Campus News

‘Bernarda Alba’ issues plea for change

University Theatre will present The House of Bernarda Alba March 25-28 at 8 p.m. and March 29 at 2:30 p.m. in the Chapel.

Tickets, which are $10 or $7 for students with a valid ID, are available at the University Theatre box office in the Fine Arts Building or at the theatre door one hour prior to show time.

The play, written by Spanish poet Federico Garcia Lorca in 1936, opens soon after the death of Bernarda’s husband. Bernarda shuts herself and her grown daughters into the house for eight years of mourning and confinement, but the girls’ smoldering rebellion against this oppression soon breaks out, with disastrous-and even fatal-consequences.

“They’re women without men, that’s all. When it comes to that, even blood counts for nothing,” said Poncia, a servant in The House of Bernarda Alba.

Kristin Kundert-Gibbs, an assistant professor in the department of theatre and film studies, and director of the production, believes fervently in the ongoing relevance of Lorca’s powerful portrait of repression and its consequences.

“Sexual, religious, class and gender persecution force the characters in the play to hide from each other and even themselves, to a destructive end,” said Kundert-Gibbs. “These forces are still felt here in Georgia. It is important that we keep learning and discussing in order to transcend ignorance, hate and fear, else we may come to the same violent ending as those in the play.”

The all-female cast will include Shana Youngblood, a master of fine arts degree candidate in performance, who will portray Bernarda Alba for her thesis project.

Despite the heavy and all-too-relevant themes of the show, however, Kundert-Gibbs said the audience should not expect “all wailing and gnashing of teeth. Bernarda’s daughters have developed a sense of irony about their situation, and there are some funny moments.”

The play also includes all original music by local singer/songwriter Marisa Solky.

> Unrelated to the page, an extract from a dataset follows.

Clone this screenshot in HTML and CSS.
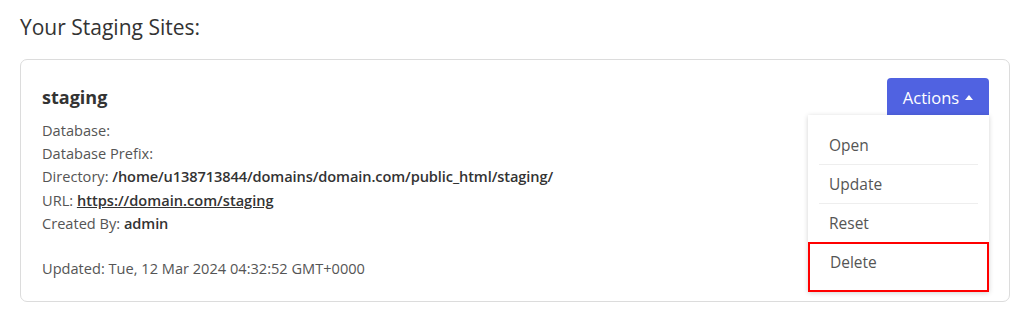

According to Lorca, the play is a “photographic documentary,” providing a glimpse into the lives of Spanish women in the early 20th century.

However, the circumstances under which he wrote it resonate through the text, layering it universal implications. The Spanish Civil War began in 1936, and Lorca himself was arrested and assassinated by fascists only a month after writing the play.

Rona Munro, a Scottish playwright commissioned by the Shared Experience Theatre to do a new translation of Bernarda Alba in 1999, sees the play as “a passionate appeal against repression” and “a testament of the power of fear to weaken people to the effects of tyranny.”

Polly Teale, artistic director of Shared Experience agreed.

“Those who have been oppressed often in turn become the worst oppressors,” she said. “They repeat the pattern of their own abuse, only feeling safe when they have power over others. The play is above all a passionate plea for change.”